Retype all material exactly. Pictures stay out of the copy.

※ ※ ※

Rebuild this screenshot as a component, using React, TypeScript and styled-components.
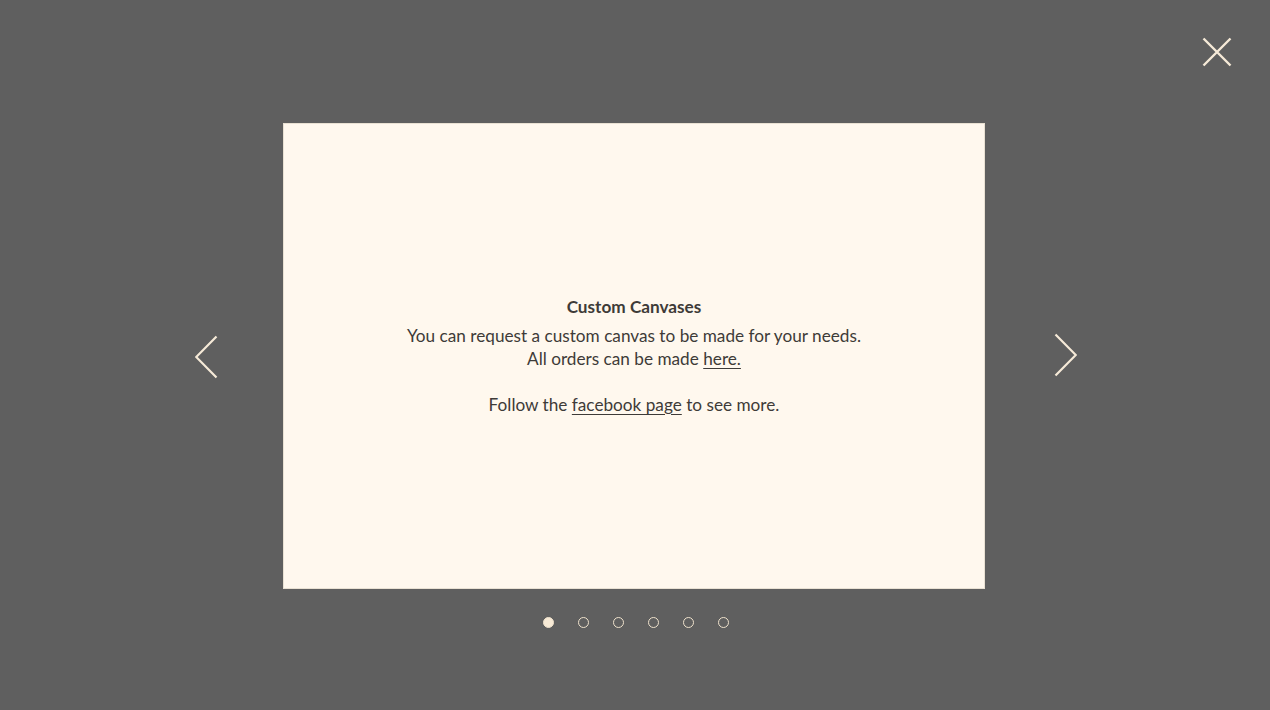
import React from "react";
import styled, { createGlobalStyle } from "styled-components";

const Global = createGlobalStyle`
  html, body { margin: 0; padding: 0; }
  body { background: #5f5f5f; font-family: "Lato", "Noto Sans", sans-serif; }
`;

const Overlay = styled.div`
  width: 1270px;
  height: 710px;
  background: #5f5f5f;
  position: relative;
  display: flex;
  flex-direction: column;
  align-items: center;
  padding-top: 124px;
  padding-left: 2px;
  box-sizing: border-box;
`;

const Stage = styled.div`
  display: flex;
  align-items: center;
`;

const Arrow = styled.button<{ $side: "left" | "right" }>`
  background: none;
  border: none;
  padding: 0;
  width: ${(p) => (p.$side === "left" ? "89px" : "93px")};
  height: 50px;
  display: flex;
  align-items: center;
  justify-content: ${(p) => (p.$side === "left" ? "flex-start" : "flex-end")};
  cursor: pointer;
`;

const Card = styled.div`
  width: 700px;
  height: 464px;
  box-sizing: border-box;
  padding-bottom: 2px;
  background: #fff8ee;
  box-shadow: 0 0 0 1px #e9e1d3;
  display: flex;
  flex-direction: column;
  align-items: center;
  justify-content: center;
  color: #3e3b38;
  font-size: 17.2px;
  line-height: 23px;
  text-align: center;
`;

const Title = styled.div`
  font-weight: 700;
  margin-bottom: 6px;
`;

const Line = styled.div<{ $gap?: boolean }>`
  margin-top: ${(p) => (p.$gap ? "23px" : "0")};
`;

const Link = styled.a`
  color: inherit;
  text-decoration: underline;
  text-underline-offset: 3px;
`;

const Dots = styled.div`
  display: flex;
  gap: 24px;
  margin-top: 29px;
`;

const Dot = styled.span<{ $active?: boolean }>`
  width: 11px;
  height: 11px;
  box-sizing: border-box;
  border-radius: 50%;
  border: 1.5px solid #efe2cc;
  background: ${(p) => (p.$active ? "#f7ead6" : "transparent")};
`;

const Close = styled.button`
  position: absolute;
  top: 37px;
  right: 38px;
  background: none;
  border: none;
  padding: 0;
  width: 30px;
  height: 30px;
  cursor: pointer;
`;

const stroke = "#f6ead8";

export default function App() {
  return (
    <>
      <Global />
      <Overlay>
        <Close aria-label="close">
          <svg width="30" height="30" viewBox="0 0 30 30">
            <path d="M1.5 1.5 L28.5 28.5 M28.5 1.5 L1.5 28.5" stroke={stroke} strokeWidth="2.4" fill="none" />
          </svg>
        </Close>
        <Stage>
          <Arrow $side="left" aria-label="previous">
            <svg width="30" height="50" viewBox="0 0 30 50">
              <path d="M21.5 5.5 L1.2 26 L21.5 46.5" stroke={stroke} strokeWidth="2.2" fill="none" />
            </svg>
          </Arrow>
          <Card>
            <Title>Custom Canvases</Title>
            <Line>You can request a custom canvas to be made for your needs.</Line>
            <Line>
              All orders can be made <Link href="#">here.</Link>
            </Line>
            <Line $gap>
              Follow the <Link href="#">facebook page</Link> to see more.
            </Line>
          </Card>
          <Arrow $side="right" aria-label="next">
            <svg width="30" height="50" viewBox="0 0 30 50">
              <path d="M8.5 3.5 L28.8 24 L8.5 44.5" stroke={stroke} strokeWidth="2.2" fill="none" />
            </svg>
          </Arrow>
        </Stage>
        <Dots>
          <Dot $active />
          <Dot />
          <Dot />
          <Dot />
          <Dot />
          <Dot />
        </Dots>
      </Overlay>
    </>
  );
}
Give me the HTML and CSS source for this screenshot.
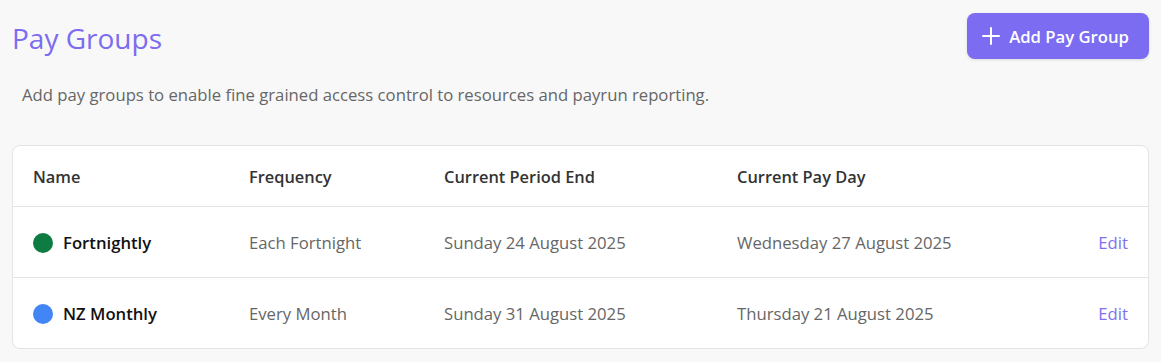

※ ※ ※

=== REPLY TO THE TASK ===
Rebuild this screenshot as a component, using React, TypeScript and styled-components.
import React from "react";
import styled, { createGlobalStyle } from "styled-components";

const Global = createGlobalStyle`
  html, body { margin: 0; padding: 0; }
  body { background: #5f5f5f; font-family: "Lato", "Noto Sans", sans-serif; }
`;

const Overlay = styled.div`
  width: 1270px;
  height: 710px;
  background: #5f5f5f;
  position: relative;
  display: flex;
  flex-direction: column;
  align-items: center;
  padding-top: 124px;
  padding-left: 2px;
  box-sizing: border-box;
`;

const Stage = styled.div`
  display: flex;
  align-items: center;
`;

const Arrow = styled.button<{ $side: "left" | "right" }>`
  background: none;
  border: none;
  padding: 0;
  width: ${(p) => (p.$side === "left" ? "89px" : "93px")};
  height: 50px;
  display: flex;
  align-items: center;
  justify-content: ${(p) => (p.$side === "left" ? "flex-start" : "flex-end")};
  cursor: pointer;
`;

const Card = styled.div`
  width: 700px;
  height: 464px;
  box-sizing: border-box;
  padding-bottom: 2px;
  background: #fff8ee;
  box-shadow: 0 0 0 1px #e9e1d3;
  display: flex;
  flex-direction: column;
  align-items: center;
  justify-content: center;
  color: #3e3b38;
  font-size: 17.2px;
  line-height: 23px;
  text-align: center;
`;

const Title = styled.div`
  font-weight: 700;
  margin-bottom: 6px;
`;

const Line = styled.div<{ $gap?: boolean }>`
  margin-top: ${(p) => (p.$gap ? "23px" : "0")};
`;

const Link = styled.a`
  color: inherit;
  text-decoration: underline;
  text-underline-offset: 3px;
`;

const Dots = styled.div`
  display: flex;
  gap: 24px;
  margin-top: 29px;
`;

const Dot = styled.span<{ $active?: boolean }>`
  width: 11px;
  height: 11px;
  box-sizing: border-box;
  border-radius: 50%;
  border: 1.5px solid #efe2cc;
  background: ${(p) => (p.$active ? "#f7ead6" : "transparent")};
`;

const Close = styled.button`
  position: absolute;
  top: 37px;
  right: 38px;
  background: none;
  border: none;
  padding: 0;
  width: 30px;
  height: 30px;
  cursor: pointer;
`;

const stroke = "#f6ead8";

export default function App() {
  return (
    <>
      <Global />
      <Overlay>
        <Close aria-label="close">
          <svg width="30" height="30" viewBox="0 0 30 30">
            <path d="M1.5 1.5 L28.5 28.5 M28.5 1.5 L1.5 28.5" stroke={stroke} strokeWidth="2.4" fill="none" />
          </svg>
        </Close>
        <Stage>
          <Arrow $side="left" aria-label="previous">
            <svg width="30" height="50" viewBox="0 0 30 50">
              <path d="M21.5 5.5 L1.2 26 L21.5 46.5" stroke={stroke} strokeWidth="2.2" fill="none" />
            </svg>
          </Arrow>
          <Card>
            <Title>Custom Canvases</Title>
            <Line>You can request a custom canvas to be made for your needs.</Line>
            <Line>
              All orders can be made <Link href="#">here.</Link>
            </Line>
            <Line $gap>
              Follow the <Link href="#">facebook page</Link> to see more.
            </Line>
          </Card>
          <Arrow $side="right" aria-label="next">
            <svg width="30" height="50" viewBox="0 0 30 50">
              <path d="M8.5 3.5 L28.8 24 L8.5 44.5" stroke={stroke} strokeWidth="2.2" fill="none" />
            </svg>
          </Arrow>
        </Stage>
        <Dots>
          <Dot $active />
          <Dot />
          <Dot />
          <Dot />
          <Dot />
          <Dot />
        </Dots>
      </Overlay>
    </>
  );
}
Give me the HTML and CSS source for this screenshot.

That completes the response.